WORK REQUIRED: Repeat all the material exactly; pictures stay out of your copy.

INFORMATION SHOWN:
-- START --
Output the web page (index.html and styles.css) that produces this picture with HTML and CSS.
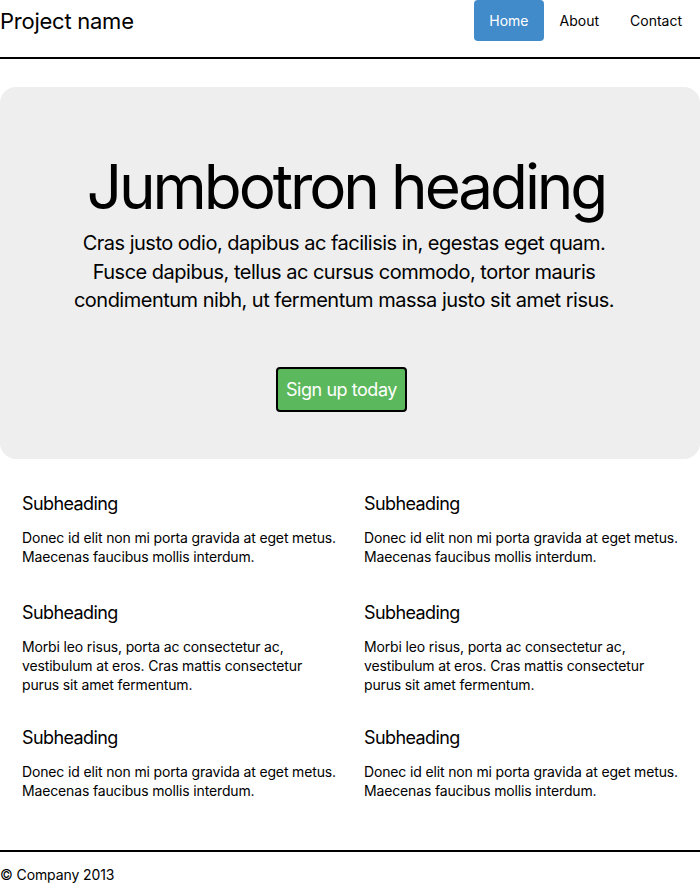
FILE: index.html
```html
<!DOCTYPE html>
<html>
<head>
<meta charset="utf-8">
<link rel="stylesheet" href="styles.css">
</head>
<body>
<div class="header">
  <h3 class="brand">Project name</h3>
  <ul class="nav">
    <li><a class="active">Home</a></li>
    <li><a>About</a></li>
    <li><a>Contact</a></li>
  </ul>
</div>
<div class="jumbotron">
  <h1>Jumbotron heading</h1>
  <p class="lead">Cras justo odio, dapibus ac facilisis in, egestas eget quam. Fusce dapibus, tellus ac cursus commodo, tortor mauris condimentum nibh, ut fermentum massa justo sit amet risus.</p>
  <a class="btn">Sign up today</a>
</div>
<div class="marketing">
  <div class="item first"><h4>Subheading</h4><p>Donec id elit non mi porta gravida at eget metus. Maecenas faucibus mollis interdum.</p></div>
  <div class="item first"><h4>Subheading</h4><p>Donec id elit non mi porta gravida at eget metus. Maecenas faucibus mollis interdum.</p></div>
  <div class="item"><h4>Subheading</h4><p>Morbi leo risus, porta ac consectetur ac, vestibulum at eros. Cras mattis consectetur purus sit amet fermentum.</p></div>
  <div class="item"><h4>Subheading</h4><p>Morbi leo risus, porta ac consectetur ac, vestibulum at eros. Cras mattis consectetur purus sit amet fermentum.</p></div>
  <div class="item"><h4>Subheading</h4><p>Donec id elit non mi porta gravida at eget metus. Maecenas faucibus mollis interdum.</p></div>
  <div class="item"><h4>Subheading</h4><p>Donec id elit non mi porta gravida at eget metus. Maecenas faucibus mollis interdum.</p></div>
</div>
<div class="footer">© Company 2013</div>
</body>
</html>
```
FILE: styles.css
```css
* { box-sizing: border-box; }
body {
  margin: 0;
  font-family: Inter, "Noto Sans", sans-serif;
  color: #000;
  background: #fff;
}
.header {
  display: flex;
  justify-content: space-between;
  align-items: flex-start;
  height: 59px;
  border-bottom: 2px solid #000;
}
.brand {
  margin: 0;
  font-size: 22px;
  font-weight: 400;
  line-height: 42px;
  letter-spacing: -0.25px;
}
.nav {
  list-style: none;
  margin: 0 3px 0 0;
  padding: 0;
  display: flex;
}
.nav a {
  display: block;
  padding: 0 15px;
  height: 41px;
  line-height: 41px;
  font-size: 14px;
  border-radius: 4px;
}
.nav li:first-child { margin-left: 1px; }
.nav li + li { margin-left: 1px; }
.nav a.active {
  background: #428bca;
  color: #fff;
}
.jumbotron {
  margin-top: 28px;
  background: #eee;
  border-radius: 16px;
  height: 372px;
  text-align: center;
  padding: 58px 76px 0 64px;
}
.jumbotron h1 {
  margin: 0 -22px 0 -18px;
  font-size: 62px;
  font-weight: 400;
  line-height: 84px;
  letter-spacing: -3.1px;
}
.lead {
  margin: 0;
  font-size: 20px;
  line-height: 28.5px;
  letter-spacing: -0.5px;
}
.btn {
  display: inline-block;
  margin-top: 52px;
  margin-right: 5px;
  background: #5cb85c;
  color: #fff;
  border: 2px solid #000;
  border-radius: 4px;
  font-size: 18px;
  letter-spacing: -0.45px;
  padding: 0 8px;
  height: 45px;
  line-height: 41px;
}
.marketing {
  display: grid;
  grid-template-columns: 320px 320px;
  column-gap: 22px;
  row-gap: 29px;
  padding: 30px 0 0 22px;
}
.item.first { margin-bottom: 3px; }
.item h4 {
  margin: 0 0 9px;
  font-size: 18px;
  font-weight: 400;
  line-height: 30px;
  letter-spacing: -0.6px;
}
.item p {
  margin: 0;
  font-size: 14px;
  line-height: 19px;
  letter-spacing: -0.15px;
}
.footer {
  margin-top: 50px;
  border-top: 2px solid #000;
  font-size: 14px;
  letter-spacing: -0.1px;
  padding-top: 14px;
}
```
-- END --
PROBLEM SOLUTION:
Output the web page (index.html and styles.css) that produces this picture with HTML and CSS.
FILE: index.html
```html
<!DOCTYPE html>
<html>
<head>
<meta charset="utf-8">
<link rel="stylesheet" href="styles.css">
</head>
<body>
<div class="header">
  <h3 class="brand">Project name</h3>
  <ul class="nav">
    <li><a class="active">Home</a></li>
    <li><a>About</a></li>
    <li><a>Contact</a></li>
  </ul>
</div>
<div class="jumbotron">
  <h1>Jumbotron heading</h1>
  <p class="lead">Cras justo odio, dapibus ac facilisis in, egestas eget quam. Fusce dapibus, tellus ac cursus commodo, tortor mauris condimentum nibh, ut fermentum massa justo sit amet risus.</p>
  <a class="btn">Sign up today</a>
</div>
<div class="marketing">
  <div class="item first"><h4>Subheading</h4><p>Donec id elit non mi porta gravida at eget metus. Maecenas faucibus mollis interdum.</p></div>
  <div class="item first"><h4>Subheading</h4><p>Donec id elit non mi porta gravida at eget metus. Maecenas faucibus mollis interdum.</p></div>
  <div class="item"><h4>Subheading</h4><p>Morbi leo risus, porta ac consectetur ac, vestibulum at eros. Cras mattis consectetur purus sit amet fermentum.</p></div>
  <div class="item"><h4>Subheading</h4><p>Morbi leo risus, porta ac consectetur ac, vestibulum at eros. Cras mattis consectetur purus sit amet fermentum.</p></div>
  <div class="item"><h4>Subheading</h4><p>Donec id elit non mi porta gravida at eget metus. Maecenas faucibus mollis interdum.</p></div>
  <div class="item"><h4>Subheading</h4><p>Donec id elit non mi porta gravida at eget metus. Maecenas faucibus mollis interdum.</p></div>
</div>
<div class="footer">© Company 2013</div>
</body>
</html>
```
FILE: styles.css
```css
* { box-sizing: border-box; }
body {
  margin: 0;
  font-family: Inter, "Noto Sans", sans-serif;
  color: #000;
  background: #fff;
}
.header {
  display: flex;
  justify-content: space-between;
  align-items: flex-start;
  height: 59px;
  border-bottom: 2px solid #000;
}
.brand {
  margin: 0;
  font-size: 22px;
  font-weight: 400;
  line-height: 42px;
  letter-spacing: -0.25px;
}
.nav {
  list-style: none;
  margin: 0 3px 0 0;
  padding: 0;
  display: flex;
}
.nav a {
  display: block;
  padding: 0 15px;
  height: 41px;
  line-height: 41px;
  font-size: 14px;
  border-radius: 4px;
}
.nav li:first-child { margin-left: 1px; }
.nav li + li { margin-left: 1px; }
.nav a.active {
  background: #428bca;
  color: #fff;
}
.jumbotron {
  margin-top: 28px;
  background: #eee;
  border-radius: 16px;
  height: 372px;
  text-align: center;
  padding: 58px 76px 0 64px;
}
.jumbotron h1 {
  margin: 0 -22px 0 -18px;
  font-size: 62px;
  font-weight: 400;
  line-height: 84px;
  letter-spacing: -3.1px;
}
.lead {
  margin: 0;
  font-size: 20px;
  line-height: 28.5px;
  letter-spacing: -0.5px;
}
.btn {
  display: inline-block;
  margin-top: 52px;
  margin-right: 5px;
  background: #5cb85c;
  color: #fff;
  border: 2px solid #000;
  border-radius: 4px;
  font-size: 18px;
  letter-spacing: -0.45px;
  padding: 0 8px;
  height: 45px;
  line-height: 41px;
}
.marketing {
  display: grid;
  grid-template-columns: 320px 320px;
  column-gap: 22px;
  row-gap: 29px;
  padding: 30px 0 0 22px;
}
.item.first { margin-bottom: 3px; }
.item h4 {
  margin: 0 0 9px;
  font-size: 18px;
  font-weight: 400;
  line-height: 30px;
  letter-spacing: -0.6px;
}
.item p {
  margin: 0;
  font-size: 14px;
  line-height: 19px;
  letter-spacing: -0.15px;
}
.footer {
  margin-top: 50px;
  border-top: 2px solid #000;
  font-size: 14px;
  letter-spacing: -0.1px;
  padding-top: 14px;
}
```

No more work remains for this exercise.